Description of the task
Copy each line of the records that holds the string "components".

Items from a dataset
--- begin ---
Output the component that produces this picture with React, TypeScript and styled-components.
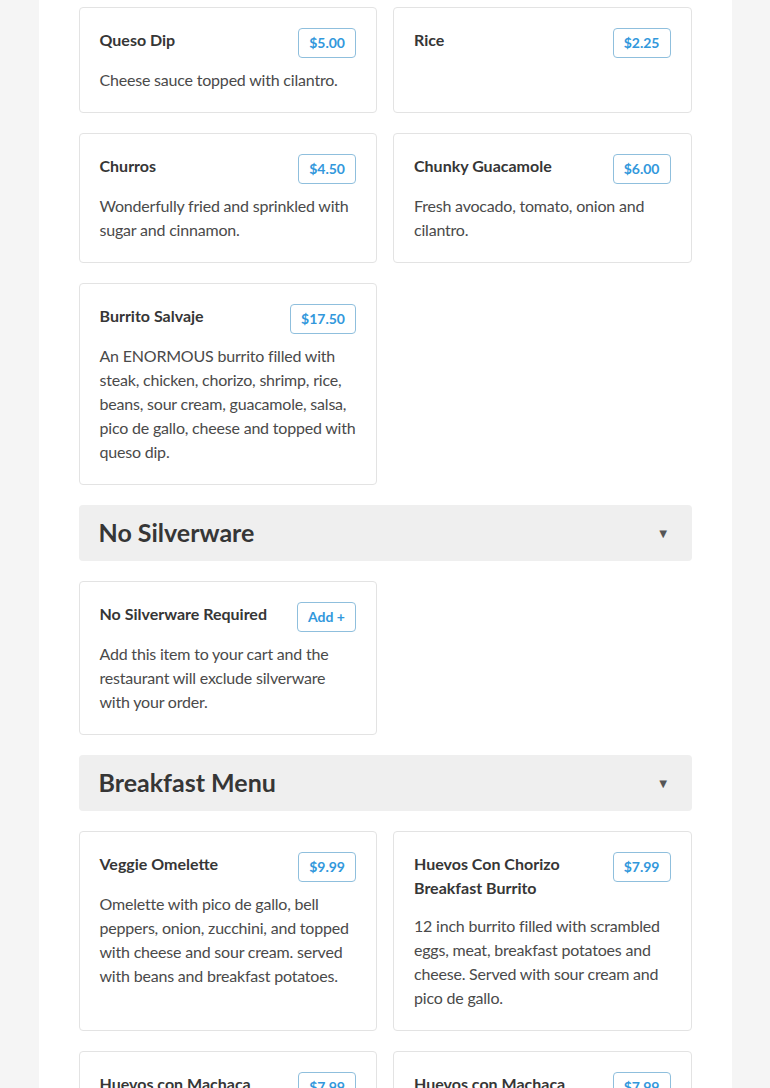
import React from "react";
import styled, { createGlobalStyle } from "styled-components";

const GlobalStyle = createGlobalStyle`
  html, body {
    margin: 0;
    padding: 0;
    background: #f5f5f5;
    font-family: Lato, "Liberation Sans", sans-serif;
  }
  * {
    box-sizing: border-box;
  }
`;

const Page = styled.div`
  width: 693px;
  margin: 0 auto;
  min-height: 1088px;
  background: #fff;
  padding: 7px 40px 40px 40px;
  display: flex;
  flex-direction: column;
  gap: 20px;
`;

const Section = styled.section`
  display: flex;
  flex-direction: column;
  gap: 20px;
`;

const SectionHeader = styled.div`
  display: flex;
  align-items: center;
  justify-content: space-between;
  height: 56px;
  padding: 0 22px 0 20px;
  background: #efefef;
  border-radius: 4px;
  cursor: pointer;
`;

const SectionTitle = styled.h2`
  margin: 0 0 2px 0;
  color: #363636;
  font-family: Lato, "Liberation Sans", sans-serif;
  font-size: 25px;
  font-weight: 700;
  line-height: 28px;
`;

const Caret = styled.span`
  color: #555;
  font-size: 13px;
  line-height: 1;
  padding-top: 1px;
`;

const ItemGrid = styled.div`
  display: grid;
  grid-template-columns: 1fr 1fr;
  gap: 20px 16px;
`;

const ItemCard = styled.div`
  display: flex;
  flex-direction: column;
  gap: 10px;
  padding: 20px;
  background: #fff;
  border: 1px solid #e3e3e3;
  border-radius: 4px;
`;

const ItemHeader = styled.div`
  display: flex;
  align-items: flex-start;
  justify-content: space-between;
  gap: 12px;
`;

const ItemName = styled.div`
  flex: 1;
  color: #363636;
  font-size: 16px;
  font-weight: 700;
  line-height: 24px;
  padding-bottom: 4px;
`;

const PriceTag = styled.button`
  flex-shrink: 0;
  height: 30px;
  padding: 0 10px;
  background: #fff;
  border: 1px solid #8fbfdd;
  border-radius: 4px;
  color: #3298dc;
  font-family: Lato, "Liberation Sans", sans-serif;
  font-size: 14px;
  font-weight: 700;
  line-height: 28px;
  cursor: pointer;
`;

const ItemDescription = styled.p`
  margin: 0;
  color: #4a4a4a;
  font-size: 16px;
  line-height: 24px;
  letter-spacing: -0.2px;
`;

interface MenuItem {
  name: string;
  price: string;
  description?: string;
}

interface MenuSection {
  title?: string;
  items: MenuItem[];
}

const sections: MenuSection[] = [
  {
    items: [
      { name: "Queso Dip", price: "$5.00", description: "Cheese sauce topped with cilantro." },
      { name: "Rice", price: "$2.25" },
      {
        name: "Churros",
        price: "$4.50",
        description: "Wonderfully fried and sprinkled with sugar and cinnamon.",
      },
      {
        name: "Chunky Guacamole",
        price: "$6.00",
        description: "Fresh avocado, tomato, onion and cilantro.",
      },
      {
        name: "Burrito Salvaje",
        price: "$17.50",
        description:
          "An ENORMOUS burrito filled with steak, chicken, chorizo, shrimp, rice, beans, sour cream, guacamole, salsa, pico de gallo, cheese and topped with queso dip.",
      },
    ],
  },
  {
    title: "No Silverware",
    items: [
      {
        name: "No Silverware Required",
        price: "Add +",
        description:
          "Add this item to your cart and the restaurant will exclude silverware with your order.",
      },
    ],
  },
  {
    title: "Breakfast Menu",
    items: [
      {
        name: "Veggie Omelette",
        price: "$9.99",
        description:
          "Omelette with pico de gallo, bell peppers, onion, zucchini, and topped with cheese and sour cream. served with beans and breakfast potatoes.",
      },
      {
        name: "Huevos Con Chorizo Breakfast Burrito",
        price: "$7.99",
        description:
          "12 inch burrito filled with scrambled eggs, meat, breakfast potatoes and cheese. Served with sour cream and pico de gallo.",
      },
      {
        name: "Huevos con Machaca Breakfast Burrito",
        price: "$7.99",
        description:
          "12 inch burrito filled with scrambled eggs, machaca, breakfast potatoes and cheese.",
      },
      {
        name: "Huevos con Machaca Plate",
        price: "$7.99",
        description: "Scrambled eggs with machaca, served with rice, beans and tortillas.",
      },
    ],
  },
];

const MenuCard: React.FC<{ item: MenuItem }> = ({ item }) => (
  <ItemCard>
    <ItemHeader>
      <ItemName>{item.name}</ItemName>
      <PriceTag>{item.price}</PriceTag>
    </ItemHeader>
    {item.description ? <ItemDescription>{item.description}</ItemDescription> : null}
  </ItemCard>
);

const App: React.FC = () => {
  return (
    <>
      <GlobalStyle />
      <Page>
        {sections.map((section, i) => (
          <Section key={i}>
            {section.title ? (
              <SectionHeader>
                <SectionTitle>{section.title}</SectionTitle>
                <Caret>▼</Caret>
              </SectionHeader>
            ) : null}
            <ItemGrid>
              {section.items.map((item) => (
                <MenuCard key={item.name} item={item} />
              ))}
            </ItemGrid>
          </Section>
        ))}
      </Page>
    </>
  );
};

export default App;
--- end ---
--- begin ---
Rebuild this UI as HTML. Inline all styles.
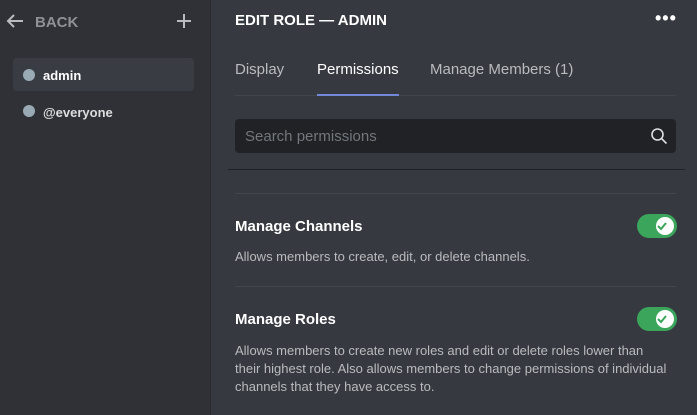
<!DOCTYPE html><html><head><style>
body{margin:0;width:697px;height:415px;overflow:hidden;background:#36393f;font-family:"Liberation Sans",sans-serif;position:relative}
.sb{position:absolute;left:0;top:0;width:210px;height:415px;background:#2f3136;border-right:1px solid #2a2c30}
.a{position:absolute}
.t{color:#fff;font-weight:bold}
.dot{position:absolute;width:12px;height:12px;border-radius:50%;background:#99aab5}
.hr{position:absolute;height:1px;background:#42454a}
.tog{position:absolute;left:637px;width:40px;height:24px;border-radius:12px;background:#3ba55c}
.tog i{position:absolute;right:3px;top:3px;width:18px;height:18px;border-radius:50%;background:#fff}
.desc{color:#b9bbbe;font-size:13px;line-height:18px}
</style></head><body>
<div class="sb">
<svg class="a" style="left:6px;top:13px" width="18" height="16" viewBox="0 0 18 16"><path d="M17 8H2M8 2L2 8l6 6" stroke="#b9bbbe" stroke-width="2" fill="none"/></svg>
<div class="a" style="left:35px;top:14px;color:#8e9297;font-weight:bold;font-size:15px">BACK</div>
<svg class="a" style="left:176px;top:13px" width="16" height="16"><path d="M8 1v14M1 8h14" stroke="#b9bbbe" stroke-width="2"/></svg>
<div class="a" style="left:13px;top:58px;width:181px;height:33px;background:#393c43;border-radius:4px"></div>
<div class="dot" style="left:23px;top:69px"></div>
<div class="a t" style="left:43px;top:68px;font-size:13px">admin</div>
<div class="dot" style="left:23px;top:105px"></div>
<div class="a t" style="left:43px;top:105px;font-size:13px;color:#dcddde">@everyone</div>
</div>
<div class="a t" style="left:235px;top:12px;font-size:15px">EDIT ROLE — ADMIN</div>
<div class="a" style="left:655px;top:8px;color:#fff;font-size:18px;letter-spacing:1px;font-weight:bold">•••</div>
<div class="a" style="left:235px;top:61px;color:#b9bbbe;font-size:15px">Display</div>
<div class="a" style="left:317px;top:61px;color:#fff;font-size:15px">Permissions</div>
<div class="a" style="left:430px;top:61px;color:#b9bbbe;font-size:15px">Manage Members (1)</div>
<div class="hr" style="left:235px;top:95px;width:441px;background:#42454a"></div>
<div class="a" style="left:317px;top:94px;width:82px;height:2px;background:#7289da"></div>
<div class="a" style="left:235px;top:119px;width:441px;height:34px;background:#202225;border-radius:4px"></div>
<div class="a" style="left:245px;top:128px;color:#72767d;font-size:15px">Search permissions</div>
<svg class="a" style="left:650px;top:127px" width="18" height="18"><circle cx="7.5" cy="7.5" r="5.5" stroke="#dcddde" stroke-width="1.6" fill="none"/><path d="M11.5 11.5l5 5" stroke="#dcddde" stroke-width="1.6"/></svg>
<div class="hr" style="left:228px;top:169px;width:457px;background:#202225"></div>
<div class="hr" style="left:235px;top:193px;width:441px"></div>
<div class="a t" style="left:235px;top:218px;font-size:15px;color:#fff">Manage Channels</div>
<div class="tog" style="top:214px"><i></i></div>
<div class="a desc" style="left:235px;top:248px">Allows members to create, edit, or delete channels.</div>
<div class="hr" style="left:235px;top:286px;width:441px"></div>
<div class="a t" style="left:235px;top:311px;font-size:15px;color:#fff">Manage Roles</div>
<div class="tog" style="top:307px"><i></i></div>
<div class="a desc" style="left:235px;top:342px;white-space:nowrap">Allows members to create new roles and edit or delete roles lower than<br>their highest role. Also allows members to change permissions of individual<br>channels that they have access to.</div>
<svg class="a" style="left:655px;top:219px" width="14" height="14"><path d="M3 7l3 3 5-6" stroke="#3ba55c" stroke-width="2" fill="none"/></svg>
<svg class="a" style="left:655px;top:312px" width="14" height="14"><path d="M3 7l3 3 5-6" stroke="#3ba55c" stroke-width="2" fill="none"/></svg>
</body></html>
--- end ---
Task response
Output the component that produces this picture with React, TypeScript and styled-components.
import styled, { createGlobalStyle } from "styled-components";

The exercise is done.